(Code that builds pages)
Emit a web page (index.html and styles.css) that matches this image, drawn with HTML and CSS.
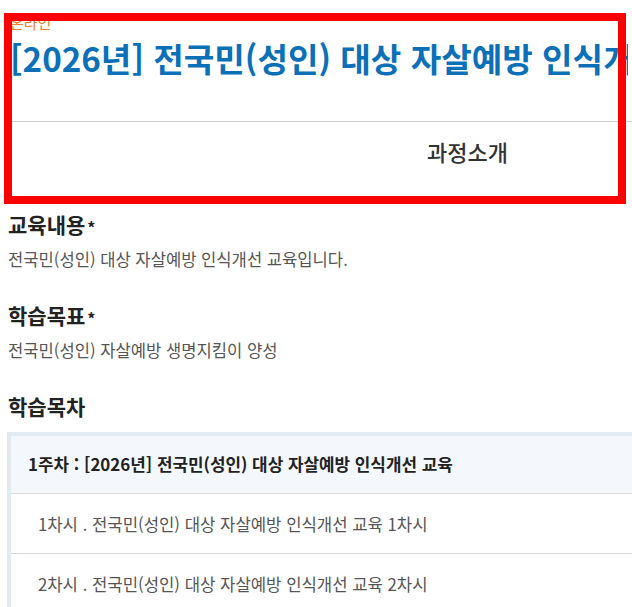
FILE: index.html
```html
<!DOCTYPE html>
<html lang="ko">
<head>
<meta charset="utf-8">
<title>과정소개</title>
<link rel="stylesheet" href="styles.css">
</head>
<body>
<div class="page">
  <header class="course-head">
    <div class="cat">온라인</div>
    <h1 class="title">[2026년] 전국민(성인) 대상 자살예방 인식개선 교육</h1>
  </header>
  <nav class="tabs">
    <a class="tab active" href="#intro">과정소개</a>
  </nav>
  <section class="info" id="intro">
    <h2 class="info-title">교육내용<span class="req">*</span></h2>
    <p class="info-text">전국민(성인) 대상 자살예방 인식개선 교육입니다.</p>
    <h2 class="info-title">학습목표<span class="req">*</span></h2>
    <p class="info-text">전국민(성인) 자살예방 생명지킴이 양성</p>
    <h2 class="info-title">학습목차</h2>
    <div class="toc">
      <div class="toc-week">1주차 : [2026년] 전국민(성인) 대상 자살예방 인식개선 교육</div>
      <ul class="toc-list">
        <li class="toc-item">1차시 . 전국민(성인) 대상 자살예방 인식개선 교육 1차시</li>
        <li class="toc-item">2차시 . 전국민(성인) 대상 자살예방 인식개선 교육 2차시</li>
      </ul>
    </div>
  </section>
  <div class="highlight"></div>
</div>
</body>
</html>
```
FILE: styles.css
```css
html, body {
  margin: 0;
  padding: 0;
  background: #fff;
}
body {
  overflow-x: hidden;
  font-family: "Noto Sans CJK KR", "Noto Sans", sans-serif;
  color: #333;
}
.page {
  position: relative;
  width: 930px;
  padding-left: 8px;
}
.course-head {
  margin-left: 2px;
  width: 915px;
  padding-top: 13px;
  padding-bottom: 43px;
  border-bottom: 1px solid #cfcfcf;
}
.cat {
  font-size: 15px;
  line-height: 20px;
  color: #f0802a;
}
.title {
  margin: 5px 0 0;
  max-width: 618px;
  overflow: hidden;
  white-space: nowrap;
  font-size: 33.2px;
  line-height: 40px;
  font-weight: 700;
  color: #0b70b8;
}
.tabs {
  margin-left: 2px;
  width: 915px;
  display: flex;
  justify-content: center;
  padding: 15px 0 32px;
}
.tab {
  font-size: 22px;
  line-height: 28px;
  font-weight: 500;
  color: #333;
  text-decoration: none;
}
.info {
  padding-top: 14px;
}
.info-title {
  margin: 0;
  font-size: 21px;
  line-height: 27px;
  font-weight: 700;
  color: #222;
}
.req {
  margin-left: 2px;
  font-size: 16px;
  line-height: 0;
  vertical-align: -1px;
}
.info-text {
  margin: 9px 0 31px;
  font-size: 16.6px;
  line-height: 24px;
  color: #555;
}
.toc {
  margin: 12px 0 0 -1px;
  border: 4px solid #e2eaf2;
  border-right: none;
}
.toc-week {
  padding: 16px 20px 17px 17px;
  font-size: 16.9px;
  line-height: 24px;
  font-weight: 700;
  color: #222;
  background: #f4f8fc;
  border-bottom: 1px solid #dadada;
}
.toc-list {
  margin: 0;
  padding: 0;
  list-style: none;
}
.toc-item {
  padding: 18px 20px 17px 27px;
  font-size: 16.7px;
  line-height: 24px;
  color: #555;
  border-bottom: 1px solid #dadada;
}
.highlight {
  position: absolute;
  left: 4px;
  top: 13px;
  width: 622px;
  height: 191px;
  box-sizing: border-box;
  border: 8px solid #ff0000;
  pointer-events: none;
}
```
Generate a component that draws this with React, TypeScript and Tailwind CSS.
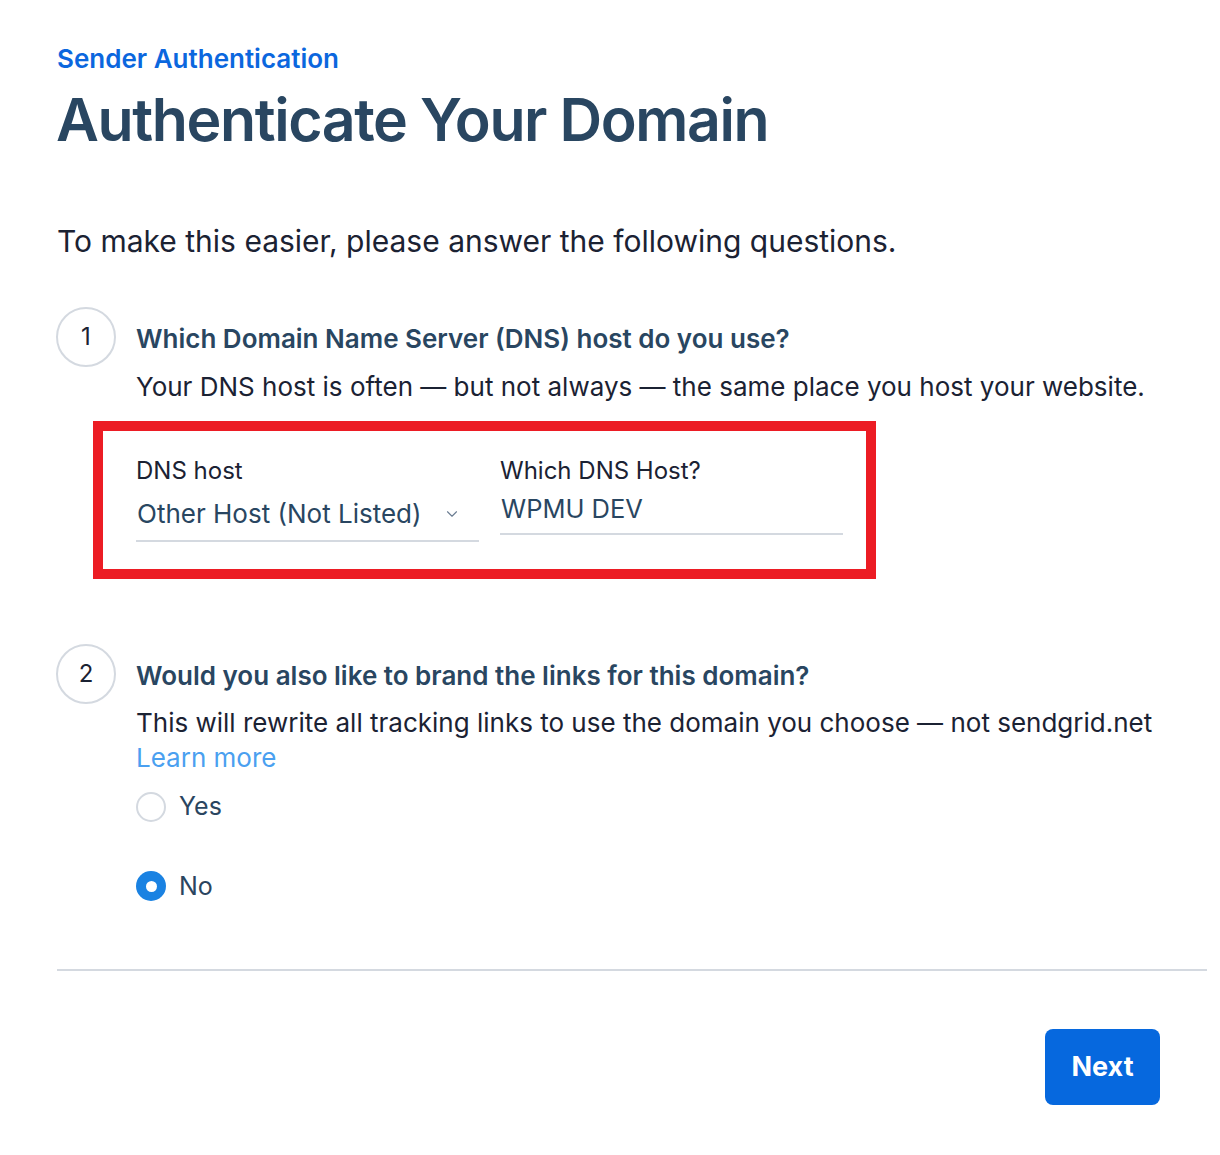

_Exercise brief_.
Filter the data for the string "styles" and copy every line that has it.

_Answer in full_.
Emit a web page (index.html and styles.css) that matches this image, drawn with HTML and CSS.
<link rel="stylesheet" href="styles.css">
FILE: styles.css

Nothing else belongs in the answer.